Personal information
- Date of birth: 4 November 2005 (age 20)
- Position: Defender

Team information
- Current team: Kukoma Ntopwa FC

International career
- Years: Team / Apps / (Gls)
- Malawi

Medal record
Women's Africa Cup of Nations
| Silver medal – second place | 2026 Morocco |  |

= Rose Alufandika =

Malawian footballer (born 2005)

Rose Alufandika (born 4 November 2005) is a Malawian professional footballer who plays for Malawi Women's League club Ntopwa FC and the Malawi women's national football team.

== Club career ==
Alufandika plays club football domestically for the Blantyre-based side Ntopwa FC, also known as Kukoma Ntopwa and nicknamed the Ntopwa Queens.

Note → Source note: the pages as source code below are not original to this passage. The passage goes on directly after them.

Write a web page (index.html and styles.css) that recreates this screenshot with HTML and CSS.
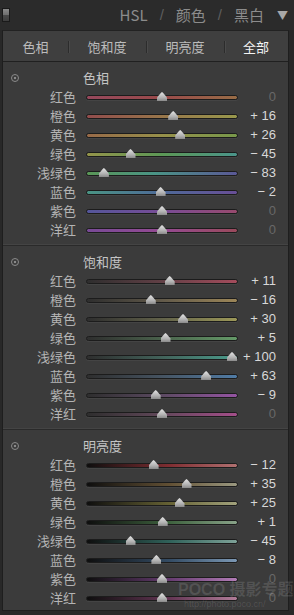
FILE: index.html
```html
<!DOCTYPE html>
<html lang="zh">
<head>
    <meta charset="UTF-8">
    <meta name="viewport" content="width=device-width, initial-scale=1.0">
    <title>HSL</title>
    <link rel="stylesheet" href="styles.css">
</head>
<body>
    <div class="header">
        <div class="toggle"></div>
        <div class="modes">
            <span>HSL</span><span class="slash">/</span><span>颜色</span><span class="slash">/</span><span>黑白</span><span class="arrow">▼</span>
        </div>
    </div>
    <div class="panel">
        <div class="tabs">
            <div class="tab">色相</div>
            <div class="tab">饱和度</div>
            <div class="tab">明亮度</div>
            <div class="tab active">全部</div>
        </div>

        <!-- 色相 -->
        <div class="section hue">
            <div class="title"><span class="target"></span><span class="name">色相</span></div>
            <div class="row"><span class="label">红色</span><div class="track t-red"><span class="thumb" style="--p:.5"></span></div><span class="value zero">0</span></div>
            <div class="row"><span class="label">橙色</span><div class="track t-orange"><span class="thumb" style="--p:.58"></span></div><span class="value">+ 16</span></div>
            <div class="row"><span class="label">黄色</span><div class="track t-yellow"><span class="thumb" style="--p:.63"></span></div><span class="value">+ 26</span></div>
            <div class="row"><span class="label">绿色</span><div class="track t-green"><span class="thumb" style="--p:.275"></span></div><span class="value">− 45</span></div>
            <div class="row"><span class="label">浅绿色</span><div class="track t-aqua"><span class="thumb" style="--p:.085"></span></div><span class="value">− 83</span></div>
            <div class="row"><span class="label">蓝色</span><div class="track t-blue"><span class="thumb" style="--p:.49"></span></div><span class="value">− 2</span></div>
            <div class="row"><span class="label">紫色</span><div class="track t-purple"><span class="thumb" style="--p:.5"></span></div><span class="value zero">0</span></div>
            <div class="row"><span class="label">洋红</span><div class="track t-magenta"><span class="thumb" style="--p:.5"></span></div><span class="value zero">0</span></div>
        </div>

        <!-- 饱和度 -->
        <div class="section sat">
            <div class="title"><span class="target"></span><span class="name">饱和度</span></div>
            <div class="row"><span class="label">红色</span><div class="track t-red"><span class="thumb" style="--p:.555"></span></div><span class="value">+ 11</span></div>
            <div class="row"><span class="label">橙色</span><div class="track t-orange"><span class="thumb" style="--p:.42"></span></div><span class="value">− 16</span></div>
            <div class="row"><span class="label">黄色</span><div class="track t-yellow"><span class="thumb" style="--p:.65"></span></div><span class="value">+ 30</span></div>
            <div class="row"><span class="label">绿色</span><div class="track t-green"><span class="thumb" style="--p:.525"></span></div><span class="value">+ 5</span></div>
            <div class="row"><span class="label">浅绿色</span><div class="track t-aqua"><span class="thumb" style="--p:1"></span></div><span class="value">+ 100</span></div>
            <div class="row"><span class="label">蓝色</span><div class="track t-blue"><span class="thumb" style="--p:.815"></span></div><span class="value">+ 63</span></div>
            <div class="row"><span class="label">紫色</span><div class="track t-purple"><span class="thumb" style="--p:.455"></span></div><span class="value">− 9</span></div>
            <div class="row"><span class="label">洋红</span><div class="track t-magenta"><span class="thumb" style="--p:.5"></span></div><span class="value zero">0</span></div>
        </div>

        <!-- 明亮度 -->
        <div class="section lum">
            <div class="title"><span class="target"></span><span class="name">明亮度</span></div>
            <div class="row"><span class="label">红色</span><div class="track t-red"><span class="thumb" style="--p:.44"></span></div><span class="value">− 12</span></div>
            <div class="row"><span class="label">橙色</span><div class="track t-orange"><span class="thumb" style="--p:.675"></span></div><span class="value">+ 35</span></div>
            <div class="row"><span class="label">黄色</span><div class="track t-yellow"><span class="thumb" style="--p:.625"></span></div><span class="value">+ 25</span></div>
            <div class="row"><span class="label">绿色</span><div class="track t-green"><span class="thumb" style="--p:.505"></span></div><span class="value">+ 1</span></div>
            <div class="row"><span class="label">浅绿色</span><div class="track t-aqua"><span class="thumb" style="--p:.275"></span></div><span class="value">− 45</span></div>
            <div class="row"><span class="label">蓝色</span><div class="track t-blue"><span class="thumb" style="--p:.46"></span></div><span class="value">− 8</span></div>
            <div class="row"><span class="label">紫色</span><div class="track t-purple"><span class="thumb" style="--p:.5"></span></div><span class="value zero">0</span></div>
            <div class="row"><span class="label">洋红</span><div class="track t-magenta"><span class="thumb" style="--p:.5"></span></div><span class="value zero">0</span></div>
        </div>
    </div>
    <div class="watermark">
        <div class="wm-big">POCO 摄影专题</div>
        <div class="wm-small">http://photo.poco.cn/</div>
    </div>
</body>
</html>
```

FILE: styles.css
```css
body {
    margin: 0;
    width: 294px;
    height: 615px;
    overflow: hidden;
    background-color: #282828;
    font-family: "Noto Sans CJK SC", "Noto Sans", sans-serif;
    position: relative;
}
.header {
    height: 30px;
    display: flex;
    align-items: center;
    justify-content: space-between;
    padding: 0 6px 0 2px;
    background-color: #2b2b2b;
}
.toggle {
    width: 8px;
    height: 14px;
    border: 1px solid #1a1a1a;
    box-sizing: border-box;
    background: linear-gradient(#8a8a8a 0, #6e6e6e 50%, #4a4a4a 50%, #3e3e3e 100%);
}
.modes {
    display: flex;
    align-items: center;
    color: #8c8c8c;
    font-size: 15px;
    line-height: 30px;
}
.modes .slash {
    color: #5e5e5e;
    margin: 0 12px;
    font-family: "Liberation Sans", sans-serif;
}
.modes .arrow {
    margin-left: 13px;
    font-size: 11px;
    color: #a8a8a8;
}
.panel {
    margin: 0 5px 0 2px;
    border: 1px solid #1e1e1e;
    border-top-color: #222;
    background-color: #3b3b3b;
}
.tabs {
    display: grid;
    grid-template-columns: 65px 78px 78px 1fr;
    height: 30px;
    background-color: #3f3f3f;
    border-bottom: 1px solid #202020;
}
.tab {
    display: flex;
    align-items: center;
    justify-content: center;
    color: #bcbcbc;
    font-size: 13px;
    position: relative;
}
.tab + .tab::before {
    content: "";
    position: absolute;
    left: 0;
    top: 10px;
    height: 12px;
    width: 1px;
    background-color: #2c2c2c;
    box-shadow: 1px 0 0 #4a4a4a;
}
.tab.active {
    color: #f4f4f4;
}
.section {
    padding: 6px 0 6px 0;
    border-bottom: 1px solid #2a2a2a;
    box-shadow: inset 0 -1px 0 #444;
}
.section.lum {
    padding-bottom: 3px;
    border-bottom: none;
    box-shadow: none;
}
.title {
    height: 19px;
    display: flex;
    align-items: center;
    color: #c4c4c4;
    font-size: 13px;
}
.target {
    width: 6px;
    height: 6px;
    margin-left: 8px;
    border: 1px solid #8a8a8a;
    border-radius: 50%;
    background: radial-gradient(circle, #8a8a8a 0, #8a8a8a 1.2px, transparent 1.6px);
}
.name {
    margin-left: 64px;
}
.row {
    display: grid;
    grid-template-columns: 73px 162px 38px;
    align-items: center;
    height: 19px;
}
.label {
    text-align: right;
    color: #b4b4b4;
    font-size: 13px;
    line-height: 19px;
}
.track {
    position: relative;
    margin-left: 10px;
    margin-top: 2px;
    height: 3px;
    border: 1px solid #1c1c1c;
    border-radius: 3px;
    box-shadow: 0 1px 0 #444;
}
.thumb {
    position: absolute;
    bottom: -2px;
    left: calc(5px + (100% - 10px) * var(--p));
    width: 10px;
    height: 9px;
    margin-left: -5px;
    background: linear-gradient(#e4e4e4, #b0b0b0 65%, #8a8a8a);
    clip-path: polygon(50% 0, 62% 12%, 100% 60%, 100% 100%, 0 100%, 0 60%, 38% 12%);
}
.value {
    text-align: right;
    color: #d8d8d8;
    font-family: "Liberation Sans", sans-serif;
    font-size: 13px;
    line-height: 19px;
}
.value.zero {
    color: #686868;
}

/* hue tracks */
.hue .t-red { background: linear-gradient(90deg, #96485c, #9a4a4a 50%, #986c46); }
.hue .t-orange { background: linear-gradient(90deg, #924c4c, #98764a 50%, #98984c); }
.hue .t-yellow { background: linear-gradient(90deg, #986a48, #96904a 50%, #78984a); }
.hue .t-green { background: linear-gradient(90deg, #94944a, #5c9856 50%, #4a948a); }
.hue .t-aqua { background: linear-gradient(90deg, #5a9656, #4a9486 45%, #5a5896); }
.hue .t-blue { background: linear-gradient(90deg, #4a9484, #4e6a98 50%, #684e96); }
.hue .t-purple { background: linear-gradient(90deg, #54569a, #784c96 50%, #984a6e); }
.hue .t-magenta { background: linear-gradient(90deg, #784a96, #944a92 50%, #9a4a5c); }

/* saturation tracks */
.sat .t-red { background: linear-gradient(90deg, #2e2e2e, #624046 50%, #a44c5c); }
.sat .t-orange { background: linear-gradient(90deg, #2e2e2e, #625a4a 50%, #9c8658); }
.sat .t-yellow { background: linear-gradient(90deg, #2e2e2e, #62624a 50%, #9c9858); }
.sat .t-green { background: linear-gradient(90deg, #2e2e2e, #4a624c 50%, #649a68); }
.sat .t-aqua { background: linear-gradient(90deg, #2e2e2e, #42625a 50%, #4a9c8c); }
.sat .t-blue { background: linear-gradient(90deg, #2e2e2e, #465462 50%, #507ca6); }
.sat .t-purple { background: linear-gradient(90deg, #2e2e2e, #5c4a62 50%, #9454a2); }
.sat .t-magenta { background: linear-gradient(90deg, #2e2e2e, #62485a 50%, #a44e8a); }

/* luminance tracks */
.lum .t-red { background: linear-gradient(90deg, #0e0e0e, #802e32 55%, #b07070); }
.lum .t-orange { background: linear-gradient(90deg, #0e0e0e, #625034 55%, #9a9880); }
.lum .t-yellow { background: linear-gradient(90deg, #0e0e0e, #666234 55%, #a2a27c); }
.lum .t-green { background: linear-gradient(90deg, #0e0e0e, #3e623e 55%, #88a288); }
.lum .t-aqua { background: linear-gradient(90deg, #0e0e0e, #30625a 55%, #7ea298); }
.lum .t-blue { background: linear-gradient(90deg, #0e0e0e, #344c64 55%, #7c98b4); }
.lum .t-purple { background: linear-gradient(90deg, #0e0e0e, #663c70 55%, #b27cb6); }
.lum .t-magenta { background: linear-gradient(90deg, #0e0e0e, #643654 55%, #b07c98); }

.watermark {
    position: absolute;
    left: 178px;
    top: 581px;
    color: rgba(255, 255, 255, 0.12);
    pointer-events: none;
    white-space: nowrap;
}
.wm-big {
    font-family: "Liberation Sans", "Noto Sans CJK SC", sans-serif;
    font-weight: bold;
    font-size: 16px;
    line-height: 18px;
}
.wm-small {
    font-family: "Liberation Sans", sans-serif;
    font-size: 9px;
    line-height: 10px;
    margin-left: 6px;
}
```
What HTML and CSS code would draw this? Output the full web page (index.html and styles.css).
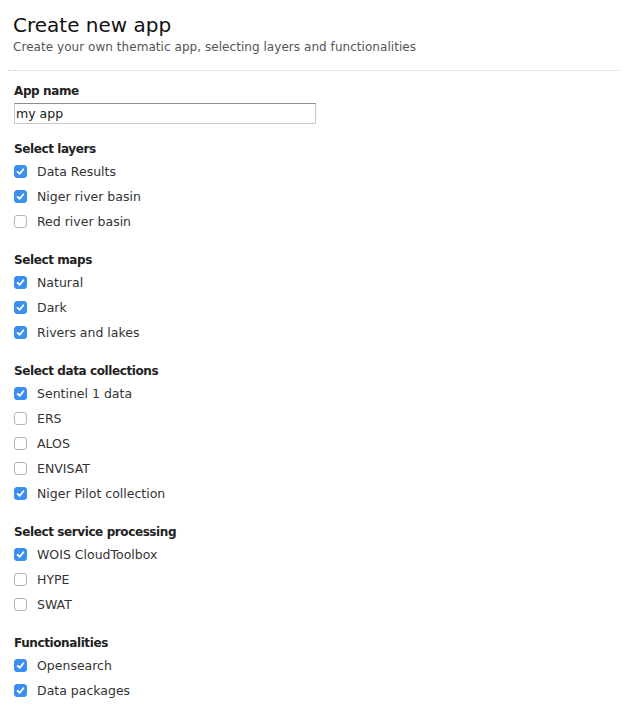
FILE: index.html
```html
<!DOCTYPE html>
<html>
<head>
<meta charset="utf-8">
<link rel="stylesheet" href="styles.css">
</head>
<body>
<div class="page">
  <header class="head">
    <h1 class="title">Create new app</h1>
    <p class="subtitle">Create your own thematic app, selecting layers and functionalities</p>
  </header>
  <form class="form">
    <div class="group">
      <label class="group-title name-title" for="appname">App name</label>
      <input class="text-input" id="appname" type="text" value="my app">
    </div>
    <div class="group">
      <div class="group-title">Select layers</div>
      <label class="opt"><input type="checkbox" checked><span>Data Results</span></label>
      <label class="opt"><input type="checkbox" checked><span>Niger river basin</span></label>
      <label class="opt"><input type="checkbox"><span>Red river basin</span></label>
    </div>
    <div class="group">
      <div class="group-title">Select maps</div>
      <label class="opt"><input type="checkbox" checked><span>Natural</span></label>
      <label class="opt"><input type="checkbox" checked><span>Dark</span></label>
      <label class="opt"><input type="checkbox" checked><span>Rivers and lakes</span></label>
    </div>
    <div class="group">
      <div class="group-title">Select data collections</div>
      <label class="opt"><input type="checkbox" checked><span>Sentinel 1 data</span></label>
      <label class="opt"><input type="checkbox"><span>ERS</span></label>
      <label class="opt"><input type="checkbox"><span>ALOS</span></label>
      <label class="opt"><input type="checkbox"><span>ENVISAT</span></label>
      <label class="opt"><input type="checkbox" checked><span>Niger Pilot collection</span></label>
    </div>
    <div class="group">
      <div class="group-title">Select service processing</div>
      <label class="opt"><input type="checkbox" checked><span>WOIS CloudToolbox</span></label>
      <label class="opt"><input type="checkbox"><span>HYPE</span></label>
      <label class="opt"><input type="checkbox"><span>SWAT</span></label>
    </div>
    <div class="group">
      <div class="group-title">Functionalities</div>
      <label class="opt"><input type="checkbox" checked><span>Opensearch</span></label>
      <label class="opt"><input type="checkbox" checked><span>Data packages</span></label>
    </div>
  </form>
</div>
</body>
</html>
```

FILE: styles.css
```css
html, body {
  margin: 0;
  padding: 0;
  background: #fff;
}
body {
  font-family: "DejaVu Sans", Verdana, sans-serif;
  color: #333;
}
.page {
  margin: 0 3px 0 8px;
}
.head {
  padding: 13px 0 15px 5px;
  border-bottom: 1px dotted #c8c8c8;
}
.title {
  margin: 0;
  font-weight: 400;
  font-size: 20px;
  line-height: 24px;
  color: #111;
}
.subtitle {
  margin: 2px 0 0;
  font-size: 12px;
  line-height: 16px;
  letter-spacing: 0.05px;
  color: #555;
}
.form {
  padding: 11px 0 0 6px;
  display: flex;
  flex-direction: column;
  gap: 16px;
}
.group {
  display: flex;
  flex-direction: column;
}
.group + .group + .group {
  margin-top: 1px;
}
.group-title {
  font-weight: 700;
  font-size: 12px;
  letter-spacing: -0.4px;
  line-height: 18px;
  color: #222;
  margin-bottom: 1px;
}
.name-title {
  margin-bottom: 3px;
}
.text-input {
  box-sizing: border-box;
  width: 302px;
  height: 21px;
  margin: 0;
  padding: 0 1px;
  border: 1px solid #c8c8c8;
  border-top-color: #8e8e8e;
  font-family: inherit;
  font-size: 12.5px;
  color: #222;
  outline: none;
}
.opt {
  display: flex;
  align-items: center;
  height: 25px;
  font-size: 12.5px;
  color: #333;
}
.opt span {
  margin-left: 10px;
}
.opt input {
  appearance: none;
  -webkit-appearance: none;
  box-sizing: border-box;
  width: 13px;
  height: 13px;
  margin: 0;
  border: 1px solid #b5b5b5;
  border-radius: 3px;
  background: #fff;
  flex: none;
}
.opt input:checked {
  border-color: #3a8ff3;
  background: #3a8ff3 url("data:image/svg+xml;utf8,<svg xmlns='http://www.w3.org/2000/svg' viewBox='0 0 13 13'><path d='M3.6 6.8 L5.6 8.9 L9.4 4.2' fill='none' stroke='white' stroke-width='1.8' stroke-linecap='round' stroke-linejoin='round'/></svg>") center/13px 13px no-repeat;
}
```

Kukoma Ntopwa fared poorly during the 2025 CAF Women's Champions League COSAFA Qualifiers, losing their last group stage match against Zesco Ndola Girls, with a goal by Alufandika with just ten minutes to go.

== International career ==
Alufandika was one of the twenty-three-member squad for the Malawi National Women's Football Team's (Scorchers) debut at the 2026 Confederation of African Football (CAF) Women's Africa Cup of Nations (WAFCON); she was also one of the core team that played during the qualification campaign and international friendly matches ahead of the finals. Alufandika is a critical part of the Scorchers' defence strategy. They were ranked 153rd and they were the rank outsiders before play started.

Alufandika received a straight red card in the 51st minute of the match between the Scorchers and Egypt during WAFCON; the Scorchers went on to win the game despite playing with ten players after her expulsion. Her suspension also forced Malawi Coach Lovemore Fazili to replace his key defender for the WAFCON game against the Copper Queens of Zambia. The Zambian National Women's Team won the match against the Scorchers two to one but were eliminated from the WAFCON group stage after Nigeria defeated Egypt in the other Group C match; Malawi qualified for the knockout stage of WAFCON as well as for the 2027 FIFA Women's World Cup.

As runners up the team won $750,000. The First Lady, Gertrude Mutharika, hosted a luncheon for the team at the Kamuzu Presidential Palace on 20 August. The First Lady announced that each player was to receive 5 million kwacha from the President.